Новый феномен! Государство в роли путеводной звезды образования! Однако меня утешает одно: этот немецкий дух, с которым так борются, которые подменен пестро разукрашенным заместителем, — этот дух храбр. Сражаясь, он пробьется вперед когда-нибудь в более светлую эпоху; благородный, каков он есть, и победоносный, каким он будет, он сохранит некоторое чувство сожаления по отношению к государству, которое, будучи доведено до крайности, в минуту нужды ухватилось за псевдокультуру как за союзницу. Ибо, в конце концов, кто может оценить трудность задачи управлять людьми, т. е. поддерживать закон, порядок, спокойствие и мир среди многих миллионов, в большинстве случаев беспредельно эгоистических, несправедливых, нечестных, завистливых, злобных и притом ограниченных и упрямых людей, и в то же время постоянно отстаивать от жадных соседей и коварных разбойников то немногое, что прибрело себе государство? Такое угрожаемое государство хватается за всякого союзника. А если к тому же последний сам предлагает себя в напыщенных тирадах, называет его, государство, как, например, Гегель, абсолютно совершенным этическим организмом и ставит задачу образования каждого человека — отыскать место и положение, на котором он мог бы с наибольшей пользой служить государству, то что же удивительного, что государство без дальнейших околичностей бросается на шею к такому напрашивающемуся союзнику и в свою очередь с полным убеждением начинает восклицать своим густым басом варвара: "Да! Ты — образование! Ты — культура!".
Лекция четвертая
Уважаемые слушатели! После того как вы до сих пор неизменно следили за моим рассказом и мы сообща преодолели уединенный, местами оскорбительный диалог — между философом и его спутником, я могу питать надежду, что вы теперь, как выносливые пловцы, готовы превозмочь и вторую половину плаванья, тем более что могу вам обещать появление новых марионеток на маленькой сцене кукольного театра моих переживаний; поэтому я полагаю, что если вы выдержали все предыдущее, то волны рассказа теперь быстрее и легче донесут вас до конца. Мы скоро доберемся до поворотного пункта, и будет целесообразно еще раз в коротком ретроспективном взгляде запечатлеть все то, что мы, по-видимому, извлекли из часто менявшегося разговора наших филологов.

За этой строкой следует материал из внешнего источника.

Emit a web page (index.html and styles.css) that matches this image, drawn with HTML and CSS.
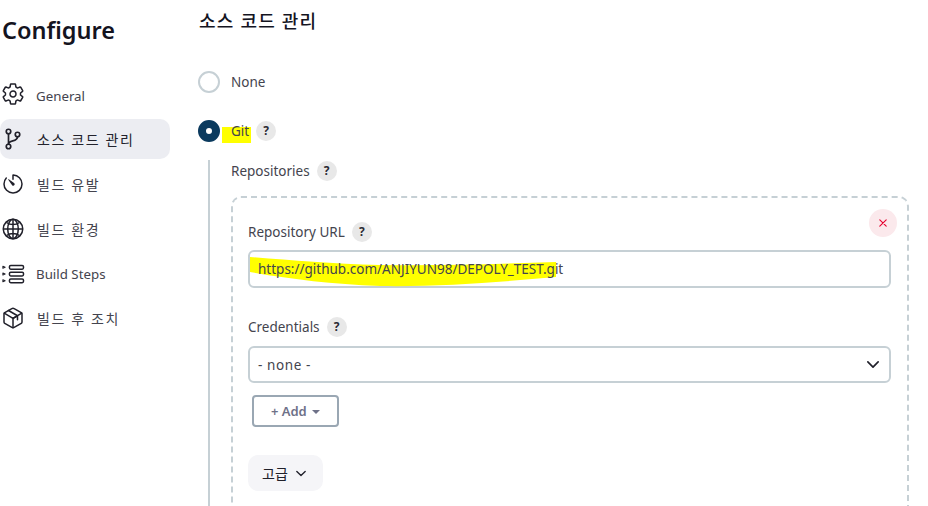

"Оставайся на своем посту, — взывал философ к своему спутнику, — так как ты имеешь право надеяться. Ведь все яснее обнаруживается отсутствие у нас образовательных учреждений и необходимость их иметь. Наши гимназии, предназначенные по своему плану для этой цели, сделались либо питомниками сомнительной культуры, с глубокой ненавистью отталкивающей от себя истинное, т. е. аристократическое, опирающееся на мудрый подбор умов образования, либо выращивает микрологическую, сухую во всех отношениях, чуждую образованию ученость, достоинство которой, быть может, и состоит именно в том, что она по крайней мере притупляет восприимчивость взора и слуха к искушениям упомянутой сомнительной культуры".Философ прежде всего обратил внимание своего спутника на странное вырождение, которое должно было наступать в самом ядре культуры для того, чтобы государство могло считать себя господином, чтобы оно с ее помощью могло преследовать свои государственные цели и в союзе с ней бороться против чужих, враждебных сил, так же как и против духа, который философ отважился назвать "истинно немецким". Этот дух, прикованный в силу благороднейшей потребности к грекам, сохранившийся мужественным и выносливым в течении всего тяжелого прошлого, чистый и возвышенный по своим целям, способный, благодаря своему искусству, к верховной задаче, к освобождению современного человека от проклятия современности, — этот дух осужден жить вдали, оставаясь лишенным своего наследия. Но когда его протяжные жалобы раздаются в пустыне современности, тогда они пугают ее многолюдный и пестрый образовательный караван. Не изумление, а испуг должен был охватить, гласило мнение философа, не боязливо убегать, а нападать советовал он. Особенно убеждал он своего спутника не относить ее слишком бережно и расчетливо к той личности, которая, благодаря высшему инстинкту, явится носительницей антипатии к современному варварству. "Пусть она погибнет; пифийский бог без затруднения найдет новый треножник и новую пифию, лишь бы мифические пары еще продолжали подыматься из глубины".